Peak, what peak? Hopes of a seasonal turnaround for carriers are sinking fast. Faced with mounting signs of a slowdown in trade and uncertainty over trade conflicts, more and more carriers and forwarders have abandoned hopes for a strong peak season this year.
Few players had harbored much optimism to begin with, but what hopes remained have waned in recent weeks, as indications of a strengthening market have been elusive.
“We’re seeing very little peak season activity,” one large logistics provider observed.
“Peak season this year is kind of a non-event,” said Jon Slangerup, CEO of American Global Logistics. “No one has expected a big peak. Demand is quite soft.”
The Freightos Baltic Index confirms this. “Peak season prospects are looking increasingly dim for carriers,” Freightos CMO Eytan Buchman said on August 21, when the index published its latest weekly update.
The index shows ocean container rates from China to the US West Cost down 10% for the week and 20% down year-on-year. Rates from China to the US East Coast fell another 3% from the previous week and are also down 20% from a year ago.
Buchman noted that price increases scheduled to apply in mid-August have been completely cancelled.
US imports sank 3% in June. Not surprisingly the biggest factor was the slowdown in China-US trade, which shows a 5% decline in containerized US imports from China in the first half of the year.
July continued this dismal trend. US imports from Asia were off 19.3% that month, while imports from China dropped 24.7%.
US retailers are resigned to further declines in US import volumes in the coming months. In its Global Port Tracker for the month of August, the National Retail Federation projects volumes to track 1.1% lower in September compared to September 2018, followed by a 6.2% decline in October.

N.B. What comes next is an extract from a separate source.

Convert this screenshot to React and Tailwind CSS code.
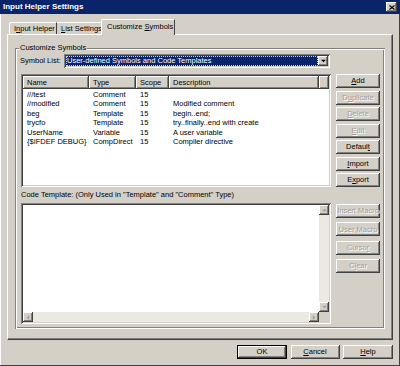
import React from "react";

const RAISED =
  "shadow-[inset_-1px_-1px_0_#404040,inset_1px_1px_0_#ffffff,inset_-2px_-2px_0_#808080]";
const SUNKEN =
  "shadow-[inset_1px_1px_0_#808080,inset_-1px_-1px_0_#ffffff,inset_2px_2px_0_#404040,inset_-2px_-2px_0_#d4d0c8]";
const ETCHED =
  "shadow-[inset_1px_1px_0_#808080,inset_-1px_-1px_0_#ffffff,inset_2px_2px_0_#ffffff,inset_-2px_-2px_0_#808080]";

function Btn({ children, disabled, className = "" }) {
  return (
    <div
      className={`flex items-center justify-center bg-[#d4d0c8] ${RAISED} ${className} ${
        disabled ? "text-[#a0a0a0] [text-shadow:1px_1px_0_#ffffff]" : "text-black"
      }`}
    >
      <span className="whitespace-nowrap">{children}</span>
    </div>
  );
}

function Arrow({ dir, disabled }) {
  const fill = disabled ? "#a0a0a0" : "#000000";
  const pts = {
    up: "1,4 4,1 7,4",
    down: "1,1 7,1 4,4",
    left: "4,1 4,7 1,4",
    right: "1,1 1,7 4,4",
  }[dir];
  const vb = dir === "up" || dir === "down" ? "0 0 8 5" : "0 0 5 8";
  const w = dir === "up" || dir === "down" ? 7 : 4;
  const h = dir === "up" || dir === "down" ? 4 : 7;
  return (
    <svg width={w} height={h} viewBox={vb}>
      <polygon points={pts} fill={fill} />
    </svg>
  );
}

const rows = [
  ["///test", "Comment", "15", ""],
  ["//modified", "Comment", "15", "Modified comment"],
  ["beg", "Template", "15", "begin..end;"],
  ["trycfo", "Template", "15", "try..finally..end with create"],
  ["UserName", "Variable", "15", "A user variable"],
  ["{$IFDEF DEBUG}", "CompDirect", "15", "Compiler directive"],
];

const cols = [
  ["Name", "w-[66px]"],
  ["Type", "w-[47px]"],
  ["Scope", "w-[33px]"],
  ["Description", "w-[150px]"],
  ["", "flex-1"],
];

export default function App() {
  return (
    <div
      className="w-[400px] h-[366px] bg-[#d4d0c8] flex flex-col text-[7.5px] leading-none text-black overflow-hidden relative shadow-[inset_-1px_-1px_0_#404040,inset_1px_1px_0_#ffffff]"
      style={{ fontFamily: '"Liberation Sans", Arial, sans-serif' }}
    >
      {/* Title bar */}
      <div className="h-[14px] bg-[#0a246a] flex items-center pl-[3px] pr-[3px] shrink-0">
        <span className="text-white font-bold text-[8px] flex-1">Input Helper Settings</span>
        <div className={`w-[11px] h-[10px] bg-[#d4d0c8] ${RAISED} flex items-center justify-center`}>
          <svg width="6" height="5" viewBox="0 0 6 5">
            <path d="M0.5 0.5 L5.5 4.5 M5.5 0.5 L0.5 4.5" stroke="#000" strokeWidth="1.1" />
          </svg>
        </div>
      </div>

      {/* Tabs */}
      <div className="flex items-end pl-[9px] mt-[5px] h-[15px] shrink-0 relative z-10">
        <div className="h-[12px] w-[48px] flex items-center pl-[4px] border-l border-t border-white border-r border-r-[#404040] rounded-tl-[2px]">
          <span className="whitespace-nowrap">
            I<span className="underline">n</span>put Helper
          </span>
        </div>
        <div className="h-[12px] w-[45px] flex items-center pl-[4px] border-t border-white border-r border-r-[#404040]">
          <span className="whitespace-nowrap">
            <span className="underline">L</span>ist Settings
          </span>
        </div>
        <div className="h-[16px] w-[74px] -ml-[1px] -mb-[1px] flex items-center pl-[5px] pb-[2px] bg-[#d4d0c8] border-l border-t border-white border-r border-r-[#404040] rounded-tl-[2px]">
          <span className="whitespace-nowrap">
            Customize <span className="underline">S</span>ymbols
          </span>
        </div>
      </div>

      {/* Panel */}
      <div className="ml-[7px] w-[386px] h-[306px] shrink-0 border-l border-t border-white border-r border-b border-r-[#404040] border-b-[#404040] shadow-[inset_-1px_-1px_0_#808080] pt-[13px] pl-[7px]">
        {/* Group box */}
        <div className={`relative w-[370px] h-[281px] ${ETCHED} pt-[6px] pl-[5px]`}>
          <div className="absolute -top-[5px] left-[4px] bg-[#d4d0c8] px-[1px] h-[9px] flex items-center">
            Customize Symbols
          </div>

          {/* Symbol list row */}
          <div className="flex items-center h-[14px]">
            <div className="w-[44px]">Symbol List:</div>
            <div className={`w-[266px] h-[14px] bg-white ${SUNKEN} p-[2px] flex`}>
              <div className="flex-1 bg-[#0a246a] text-white flex items-center pl-[1px] outline outline-1 outline-dotted outline-[#d4d0c8] -outline-offset-1">
                User-defined Symbols and Code Templates
              </div>
              <div className={`w-[10px] bg-[#d4d0c8] ${RAISED} flex items-center justify-center`}>
                <Arrow dir="down" />
              </div>
            </div>
          </div>

          {/* List + buttons */}
          <div className="flex mt-[6px] pl-[1px]">
            <div className={`w-[310px] h-[113px] bg-white ${SUNKEN} p-[2px] flex flex-col`}>
              <div className="flex h-[13px] shrink-0">
                {cols.map(([c, w], i) => (
                  <div
                    key={i}
                    className={`${w} bg-[#d4d0c8] ${RAISED} flex items-center pl-[4px]`}
                  >
                    {c}
                  </div>
                ))}
              </div>
              <div className="flex flex-col pt-[1px]">
                {rows.map((r, i) => (
                  <div key={i} className="flex h-[9.4px] items-center">
                    <div className="w-[66px] pl-[4px] whitespace-nowrap">{r[0]}</div>
                    <div className="w-[47px] pl-[4px]">{r[1]}</div>
                    <div className="w-[33px] pl-[4px]">{r[2]}</div>
                    <div className="w-[150px] pl-[4px] whitespace-nowrap">{r[3]}</div>
                  </div>
                ))}
              </div>
            </div>
            <div className="ml-[5px] w-[44px] flex flex-col gap-[2.5px]">
              <Btn className="h-[14px]"><span className="underline">A</span>dd</Btn>
              <Btn className="h-[14px]" disabled>D<span className="underline">u</span>plicate</Btn>
              <Btn className="h-[14px]" disabled><span className="underline">D</span>elete</Btn>
              <Btn className="h-[14px]" disabled><span className="underline">E</span>dit</Btn>
              <Btn className="h-[14px]">Defaul<span className="underline">t</span></Btn>
              <Btn className="h-[14px]"><span className="underline">I</span>mport</Btn>
              <Btn className="h-[14px]">E<span className="underline">x</span>port</Btn>
            </div>
          </div>

          {/* Code template label */}
          <div className="h-[16px] flex items-center pl-[1px]">
            Code Template: (Only Used in "Template" and "Comment" Type)
          </div>

          {/* Text area + buttons */}
          <div className="flex pl-[1px]">
            <div className={`w-[310px] h-[121px] bg-white ${SUNKEN} p-[2px] flex flex-col`}>
              <div className="flex flex-1">
                <div className="flex-1" />
                <div className="w-[10px] bg-[#ece9e3] flex flex-col justify-between">
                  <div className={`h-[10px] bg-[#d4d0c8] ${RAISED} flex items-center justify-center`}>
                    <Arrow dir="up" disabled />
                  </div>
                  <div className={`h-[10px] bg-[#d4d0c8] ${RAISED} flex items-center justify-center`}>
                    <Arrow dir="down" disabled />
                  </div>
                </div>
              </div>
              <div className="flex h-[10px] shrink-0">
                <div className="flex-1 bg-[#ece9e3] flex justify-between">
                  <div className={`w-[10px] bg-[#d4d0c8] ${RAISED} flex items-center justify-center`}>
                    <Arrow dir="left" disabled />
                  </div>
                  <div className={`w-[10px] bg-[#d4d0c8] ${RAISED} flex items-center justify-center`}>
                    <Arrow dir="right" disabled />
                  </div>
                </div>
                <div className="w-[10px] bg-[#d4d0c8]" />
              </div>
            </div>
            <div className="ml-[5px] w-[44px] flex flex-col gap-[4.3px] pt-[1px]">
              <Btn className="h-[14px]" disabled>Insert Macro</Btn>
              <Btn className="h-[14px]" disabled>User Macro</Btn>
              <Btn className="h-[14px]" disabled>Curso<span className="underline">r</span></Btn>
              <Btn className="h-[14px]" disabled>C<span className="underline">l</span>ear</Btn>
            </div>
          </div>
        </div>
      </div>

      {/* Bottom buttons */}
      <div className="flex justify-end gap-[3.5px] pr-[7px] mt-[5px]">
        <div className="w-[50px] h-[14px] border border-black">
          <Btn className="w-full h-full">OK</Btn>
        </div>
        <Btn className="w-[49px] h-[14px]"><span className="underline">C</span>ancel</Btn>
        <Btn className="w-[50px] h-[14px]"><span className="underline">H</span>elp</Btn>
      </div>
    </div>
  );
}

“The story we saw develop in 2018 was retailers forwarding goods to beat tariffs,” said Mario Cordero, executive director of the Port of Long Beach. “For 2019, it seems that the cargo is all here and warehouses are filled. That’s disrupting container movement and the growth we would normally see this time of year.”
Rather than ramp up capacity, container lines have blanked sailings in an effort to keep up rate levels. Some air carriers, such as Lufthansa, have indicated that they may scale back capacity by retiring older freighter aircraft.
A year ago forwarders had signed up cargo charters to supplement their capacity allocations on scheduled flights out of major Asian gateways. This year nobody seems anxious to find extra lift.
“Nobody’s committing anything on the freighter side right now,” said Tim Strauss, vice president of cargo at Air Canada.
Air cargo volumes this year reflect the slowdown in global trade activity. Asian carriers have borne the brunt of this. The Association of Asia Pacific Airlines (AAPA) reported a 7.2% decline in air cargo traffic of its members in June. Cathay Pacific saw traffic slip 9.1%.
At Hong Kong International Airport cargo throughput in June was 8.6% below the level recorded in June 2018, while Singapore’s volume shrank 5.1%.
The AAPA sees no recovery in the near term. Noting that airlines are faced with a “prevailing weakness in international trade flows across regions, as widening trade disputes and higher tariffs continue to disrupt global supply chains,” AAPA director general Andrew Herdman said that air cargo demand is “expected to remain weak.”
Strauss has not written off the peak entirely, but he does not expect anything near past years’ peak seasons. “I think we will see a peak, but it will be driven by a couple of products, and it will be brief,” he said.
“All around the world, the trade war has created quite a lot of challenges,” Slangerup observed. “Peak season will be very modest this year. It will be a lot flatter than what we’ve seen in prior years.”
With hope for a resurgent peak season lifting all boats, logistics players are adjusting their expectations for the full year downward.
“Given what happened in Q2 there’s no reason to believe that there will be 5%, 6%, 7%, 8% in the second half of the year, which would be required to produce a flat development in the segment for the year as a whole. We expect the market to post negative volume growth of 4% to 5% in 2019,” said Detlef Trefzger, CEO of Kuehne + Nagel when the logistics giant reported its results for the second quarter, which showed an 8% drop in airfreight. Previously the company had projected flat growth for the year.
He added that he does not expect a return to growth in the foreseeable future.
Slangerup sees a slow return of momentum over time. “Repositioning of manufacturing will take time, and importers will need to protect their own market share on the retail front. All meaning, the water will break at some point and volume will return, just much slower than normal,” he said.